Coot (Fulica atra)

BREEDING

DISTRIBUTION MAPS

Coot © Ben Hall

Coot © Ben Hall

‘A typical bird of all bit the smallest waters in the county’ were the first words of the text for Coot in our First Atlas, but in the last twenty years they have spread to smaller waters and this has allowed them to extend their distribution by as many as 77 extra tetrads. The recorded habitats show 20% on ponds and 41% on small waterbodies, with 31% using meres, lakes and reservoirs; 8% of breeding Coots were on linear watercourses, mostly canals. The species is now widespread across Cheshire but Coots are missing from much of the highest land, in the east of Cheshire and in the Delamere area: they need water with abundant supplies of floating or submerged vegetation to provide the diet for themselves and their chicks. They have spread to most of north Wirral but are scarce on the rest of the peninsula, in line with the sparsity of inland waters there, and have abandoned parts of Ellesmere Port and Neston district that were occupied in the First Atlas.

Since then, the national population index for Coot has risen substantially, by around two-thirds in the BTO’s general breeding bird surveys although by much less on linear waterways. The BTO analysis of the county’s BBS transects shows that the breeding population of Cheshire and Wirral in 2004-05 was 4,430 birds (2,000-6,850), corresponding to an average of more than six pairs per tetrad with confirmed or probable breeding. This is about 1.9% of the British population, showing that the county is disproportionately important for the species. Some locations hold quite high numbers of Coots. In the last decade, at least ten broods in a year have been recorded at many of the county’s well-watched sites: Chelford SQs, Radnor Mere, Sandbach Flashes, Budworth Mere, Moore Nature Reserve and Inner Marsh Farm. High counts were 21 broods at Rostherne in 2000, at least 19 nests seen on Frodsham no.5 bed on 13 May 2000, and at least 49 broods at Woolston in 2004, the highest total there for twenty years.

This is an easy species to prove breeding, with 80% of records being two-letter codes. Most of these (267 out of 326) came from observers seeing Coot chicks, but the conspicuous nature of their nests is illustrated by as many as 59 tetrads for which the highest level of proof was an adult on eggs: their bulky nest may be hidden in a reedbed, but often is clearly visible.

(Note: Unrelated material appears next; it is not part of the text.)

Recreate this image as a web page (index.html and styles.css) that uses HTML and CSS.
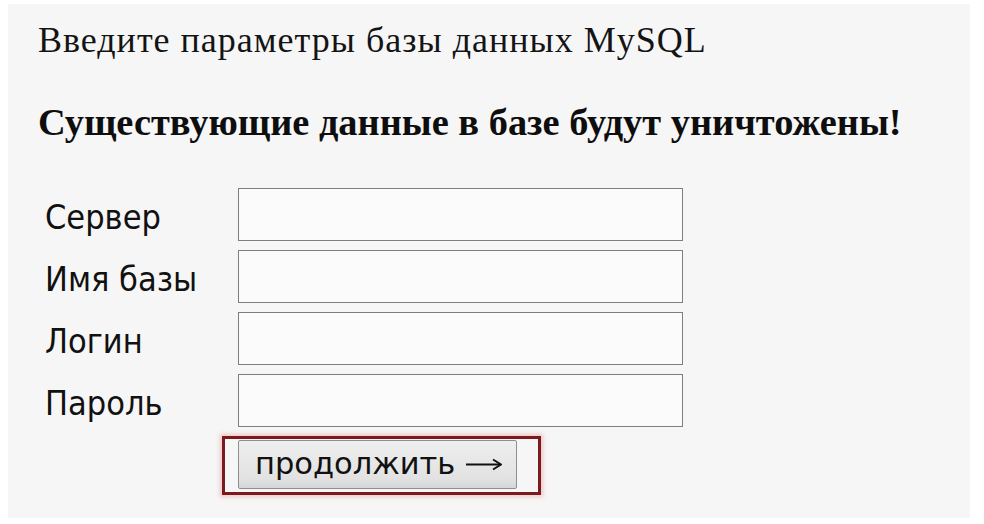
FILE: index.html
```html
<!DOCTYPE html>
<html lang="ru">
<head>
<meta charset="utf-8">
<link rel="stylesheet" href="styles.css">
</head>
<body>
<div class="page">
  <p class="intro">Введите параметры базы данных MySQL</p>
  <p class="warn">Существующие данные в базе будут уничтожены!</p>
  <form class="form">
    <label class="label">Сервер</label><input class="field" type="text">
    <label class="label">Имя базы</label><input class="field" type="text">
    <label class="label">Логин</label><input class="field" type="text">
    <label class="label">Пароль</label><input class="field" type="password">
    <div class="actions"><span class="focus-ring"><button class="btn" type="button">продолжить<svg class="arrow" width="36" height="14" viewBox="0 0 36 14"><path d="M0 7.5H34" stroke="#111" stroke-width="2" fill="none"/><path d="M27 2.5L35 7.5L27 12.5" stroke="#111" stroke-width="2" fill="none" stroke-linejoin="miter"/></svg></button></span></div>
  </form>
</div>
</body>
</html>
```
FILE: styles.css
```css
html, body { margin: 0; padding: 0; background: #ffffff; }
.page {
  margin: 4px 14px 0 8px;
  height: 514px;
  background: #f6f6f6;
  padding: 16px 0 0 30px;
  box-sizing: border-box;
  overflow: hidden;
}
.intro {
  margin: 0;
  font-family: "Liberation Serif", "Times New Roman", serif;
  font-size: 36px;
  letter-spacing: 1px;
  line-height: 40px;
  color: #141414;
}
.warn {
  margin: 40px 0 0 0;
  font-family: "Liberation Serif", "Times New Roman", serif;
  font-weight: bold;
  font-size: 38.4px;
  line-height: 44px;
  color: #0e0e0e;
}
.form {
  display: grid;
  grid-template-columns: 200px 445px;
  row-gap: 9px;
  margin-top: 44px;
}
.label {
  font-family: "DejaVu Sans Condensed", "DejaVu Sans", Verdana, sans-serif;
  font-size: 34px;
  line-height: 47px;
  padding-top: 6px;
  color: #111;
  padding-left: 7px;
}
.field {
  height: 53px;
  box-sizing: border-box;
  border: 1px solid #7e7e7e;
  background: #fbfbfb;
  margin: 0;
}
.actions {
  grid-column: 1 / 3;
  padding-left: 184px;
  display: flex;
}
.focus-ring {
  display: flex;
  border: 3px solid #7a1a1f;
  padding: 1px 21px 3px 13px;
  box-shadow: 0 0 4px 2px rgba(235, 140, 140, 0.45);
}
.btn {
  margin: 0;
  border: 1px solid #8f8f8f;
  border-radius: 2px;
  background: linear-gradient(#eeeeee, #e2e2e2 80%, #d6d6d6);
  width: 279px;
  height: 49px;
  font-family: "DejaVu Sans", Verdana, sans-serif;
  font-size: 30.5px;
  line-height: 45px;
  color: #111;
  text-align: left;
  white-space: nowrap;
  padding: 0 0 2px 16px;
}
.arrow {
  margin-left: 11px;
  vertical-align: 3px;
}
```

In February or March, Coots switch behaviour from their winter flocking to become aggressively territorial as the breeding season approaches. Disputes with neighbours can turn into fights, birds using their sharp claws to strike at each other, sometimes causing injury. Most Coots do not breed until two years of age, so there can be a lot of immature birds to test the boundaries of territories. The typical clutch of six eggs, maybe up to ten, is incubated by the female for three weeks with the male nearby.

The chicks start out with spiky red down and only gradually change to look like their parents during the two-month long fledging period; they are fed by their parents, who often split the brood and care for two or three chicks each. Coots usually rear only one brood, but may have multiple nesting attempts until they are successful, so the breeding season can extend from March to July. Their nests and chicks are vulnerable to predation, perhaps especially by mink: Sheila Blamire recorded the mustelid equivalent of chutzpah when she saw a mink asleep in an empty Coot's nest at Mere (SJ78F)!